How can we help improve our chances of a good night’s sleep?

  • CORK THE BOTTLE BEFORE BEDTIME many of us (well I don’t really drink, so maybe not me) use alcohol to wind down at the end of the day, and it works temporarily.  But it reduces sleep quality and increases restlessness toward the early morning hours, especially if you are drinking right before bed.  Drinking within an hour of bedtime lengthens your NREM sleep and shortens your REM sleep during the first half of the night, as a result, you don’t get into deep restorative sleep for very long.  During the second half of the night, your liver starts sopping up the ethanol from your bloodstream which causes your body to go into a bit of a withdrawal causing you to toss and turn.  So the advice is to have your glass with dinner but then switch to tart cherry juice before bedtime. This naturally increases the production of melatonin.
  • AN EARLIER DINNERTIME: making your body work on its digestion can interfere with your ability to go into your parasympathetic (rest & digest) nervous system during sleep.  Having a large meal close to bedtime can prevent you from falling into the deep restorative sleep stages.  Give at least 2-3 hours from your last meal and bedtime.
  • TURN OFF SCREENS: shut down the electronics 30mins before you want to sleep.  Blue light has been shown to suppress the production of melatonin and this is already dwindling with age.  Your body temperature won’t fall as it should and you won’t get the signal that it’s time for sleep. 
  • KEEP COOL: the best temperature for good sleep is 65 degrees.  This is more important for menopausal women who are prone to hot flushes and night sweats.  Keep your bedroom cool, like you are sleeping in a cave.  Things you can do are a cool shower before bedtime to help bring your temperature down.
  • BLOCK OUT LIGHT AND NOISE: light and noise can keep you from drifting into deep sleep.  Blackout curtains are good and can use a white noise machine (I have a fan on every night as 1. It keeps me cool and 2. It blocks out any outside noise or snoring/breathing).  But sleep masks and earplugs can also help.  Also, dim the lights as the evening draws in so it can help the melatonin to build up.
  • JOURNALLING: if you have a busy mind before you go to bed, try writing a journal and getting all your thoughts out and onto paper, this has been shown to really help get to sleep.  Also, if you wake up with a busy mind, keep the journal close so you can jot down any new thoughts as this will help you get back off to sleep. Then in the morning, you will have a much clearer head to deal with everything you wrote down.

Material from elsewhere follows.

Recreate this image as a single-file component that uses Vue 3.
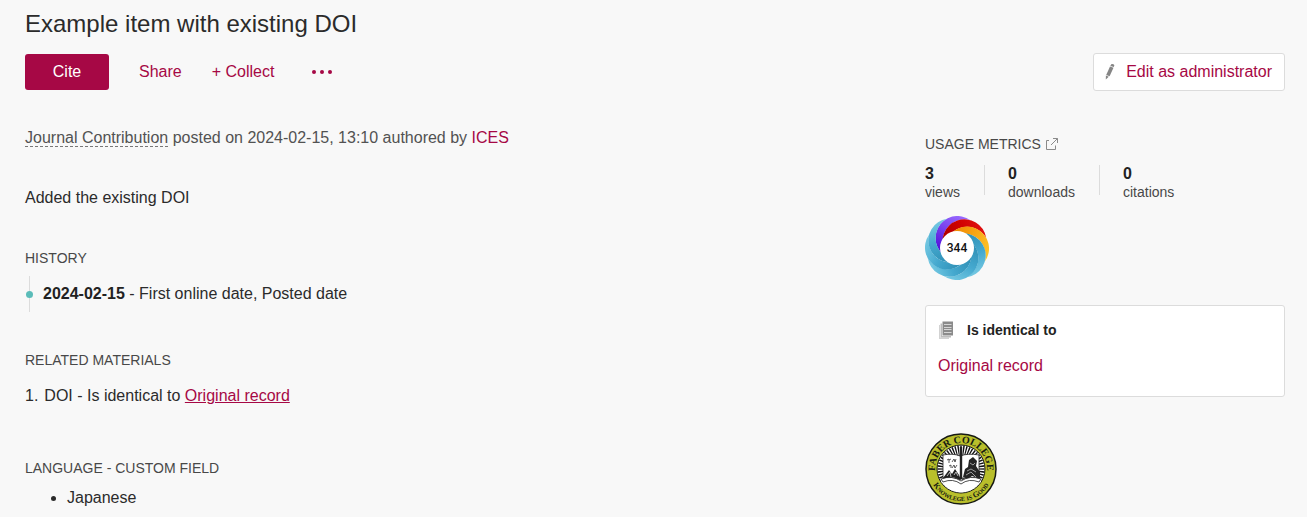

  • FLIP YOUR EXERCISE TIME: exercise in the evening is not an automatic sleep-wrecker, it can be better than dragging yourself out of bed at 5 am after a restless night.  It has been shown that it can improve sleep as long as the session is wrapped up at least an hour before bedtime, top it off with a cool shower to bring your body temperature down.
  • CAFFEINE: try to cut your caffeine intake after 12 pm.  Adenosine hormone builds up throughout the day to make you feel drowsy in the evening.  Caffeine is an adenosine decoy that floats through your bloodstream and binds to the adenosine receptors.  So now, instead of slowing down, your pituitary gland senses something is up and that you need energy and gives you a shot of adrenaline.  That’s fine early in the day but the half-life of caffeine is about 6hrs, so if you have a coffee at 3 pm you still have a shot of expresso effect kicking around at 9 pm and for some, it can be longer.  So, try avoiding caffeine at the latest 2 pm.
  • MEDITATION: this covers mindfulness and breathwork.  This all helps your body go into a parasympathetic nervous system by activating your vagus nerve to move you out of the sympathetic nervous system into the parasympathetic nervous system. One breathwork routine I like which is to help sleep is the 4-7-8 method, you inhale for 4s (a big belly breath, so expand your belly), hold for 7s, then a long slow exhale for 8s – do this for about 4mins before bed. 

Have a go at some of these sleep hygiene ideas and see if it helps improve your sleep quality.